Workers are asking for more support too from governments to help them move sectors, with almost all of those surveyed wanting the government to force oil firms to provide pathways out of oil and gas and into other industries. As things stand, workers are on their own. And they need to see properly-funded retraining schemes, as well as paid time off to retrain and financial help for those who aren’t able to find an equivalent, alternative work.

It is revealing that nine in ten workers also support more public and community-owned energy production, so that more of the wealth that they generate goes back into Scotland’s communities and doesn’t get syphoned off by private companies.

These needs and wants of workers demand to be listened to. What they amount to is a proper plan for Scotland’s energy transition that has workers’ interests at its core. They would also help build a fairer energy system in Scotland where the wealth is shared more equally.

This is a far cry from the tired soundbite policies now coming from some politicians. Kemi Badenoch dusted one off recently – ‘maximising North Sea oil and gas extraction’ – which is a policy that the previous Conservative government introduced in 2015. In the decade that followed, which saw the government approve new oil and gas fields and issue hundreds of new licenses in a bid to ‘maximise extraction’, Scotland’s oil and gas workforce shrunk by roughly 40%.

Similarly, Nigel Farage’s desire to reindustrialise the UK through fossil fuel production – and make us ‘self-sufficient in gas’ – is a complete delusion.
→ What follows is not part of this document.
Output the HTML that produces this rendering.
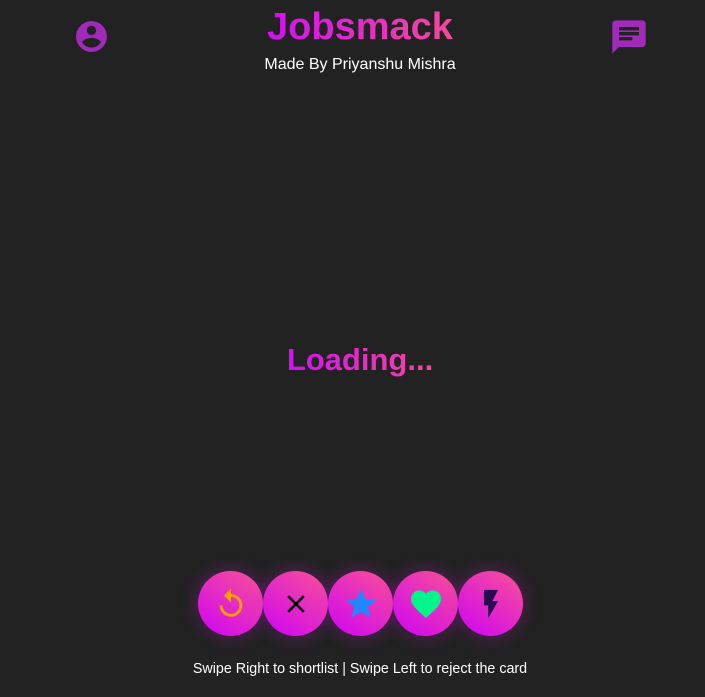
<!DOCTYPE html>
<html><head><style>
body{margin:0;width:705px;height:697px;background:#222;font-family:"Liberation Sans",sans-serif;position:relative;overflow:hidden}
.c{position:absolute;left:0;width:720px;text-align:center;margin:0}
.g{background:linear-gradient(90deg,#d010f2,#f5489c);-webkit-background-clip:text;background-clip:text;color:transparent;font-weight:bold;display:inline-block}
.title{top:4px;font-size:38px;line-height:46px}
.sub{top:56px;color:#fff;font-size:16px}
.load{top:342px;font-size:31px;line-height:36px}
.btn{position:absolute;top:571px;width:65px;height:65px;border-radius:50%;background:linear-gradient(35deg,#d50fe8 15%,#f54a9e 90%);box-shadow:0 0 18px rgba(210,20,220,.35);display:flex;align-items:center;justify-content:center}
.foot{top:661px;color:#fff;font-size:14.3px}
svg{display:block}
</style></head><body>
<svg style="position:absolute;left:73px;top:18px" width="37" height="37" viewBox="0 0 24 24"><path fill="#a12ab8" d="M12 2C6.48 2 2 6.48 2 12s4.48 10 10 10 10-4.48 10-10S17.52 2 12 2zm0 3c1.66 0 3 1.34 3 3s-1.34 3-3 3-3-1.34-3-3 1.34-3 3-3zm0 14.2c-2.5 0-4.71-1.28-6-3.22.03-1.99 4-3.08 6-3.08 1.99 0 5.97 1.09 6 3.08-1.29 1.94-3.5 3.22-6 3.22z"/></svg>
<svg style="position:absolute;left:609px;top:17px" width="40" height="40" viewBox="0 0 24 24"><path fill="#a12ab8" d="M20 2H4c-1.1 0-2 .9-2 2v18l4-4h14c1.1 0 2-.9 2-2V4c0-1.1-.9-2-2-2zM6 9h12v2H6V9zm8 5H6v-2h8v2zm4-6H6V6h12v2z"/></svg>
<div class="c title"><span class="g">Jobsmack</span></div>
<div class="c sub">Made By Priyanshu Mishra</div>
<div class="c load"><span class="g">Loading...</span></div>
<div class="btn" style="left:198px"><svg width="34" height="34" viewBox="0 0 24 24"><path fill="#ffa000" d="M12 5V1L7 6l5 5V7c3.31 0 6 2.690 6 6s-2.69 6-6 6-6-2.69-6-6H4c0 4.42 3.58 8 8 8s8-3.58 8-8-3.58-8-8-8z"/></svg></div>
<div class="btn" style="left:263px"><svg width="30" height="30" viewBox="0 0 24 24"><path fill="#000" d="M19 6.41L17.59 5 12 10.59 6.41 5 5 6.41 10.59 12 5 17.59 6.41 19 12 13.41 17.59 19 19 17.59 13.41 12z"/></svg></div>
<div class="btn" style="left:328px"><svg width="36" height="36" viewBox="0 0 24 24"><path fill="#1e88ff" d="M12 17.27L18.18 21l-1.64-7.030L22 9.24l-7.19-.61L12 2 9.19 8.63 2 9.24l5.46 4.73L5.82 21z"/></svg></div>
<div class="btn" style="left:393px"><svg width="36" height="36" viewBox="0 0 24 24"><path fill="#00f58a" d="M12 21.35l-1.45-1.32C5.4 15.36 2 12.28 2 8.5 2 5.42 4.42 3 7.5 3c1.74 0 3.41.81 4.5 2.09C13.09 3.81 14.76 3 16.5 3 19.58 3 22 5.42 22 8.5c0 3.78-3.4 6.860-8.55 11.54L12 21.35z"/></svg></div>
<div class="btn" style="left:458px"><svg width="34" height="34" viewBox="0 0 24 24"><path fill="#2a0a50" d="M7 2v11h3v9l7-12h-4l4-8z"/></svg></div>
<div class="c foot">Swipe Right to shortlist | Swipe Left to reject the card</div>
</body></html>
After 60 years of drilling, we have burned most of our gas: according to official projections, just 14% of all the gas estimated to have been in the basin remains commercially viable, with the UK’s reliance on imported gas is set to rise from 55% today to 68% dependent by 2030 and 94% dependent on gas imports by 2050‍ – and that’s even if new fields are developed. You can shout “drill baby drill” all you like, but the geological facts don’t change.

We cannot allow these political voices to drown out Scotland’s workers, who are demanding that government plans for the North Sea’s future – and theirs. The time to listen to them is now.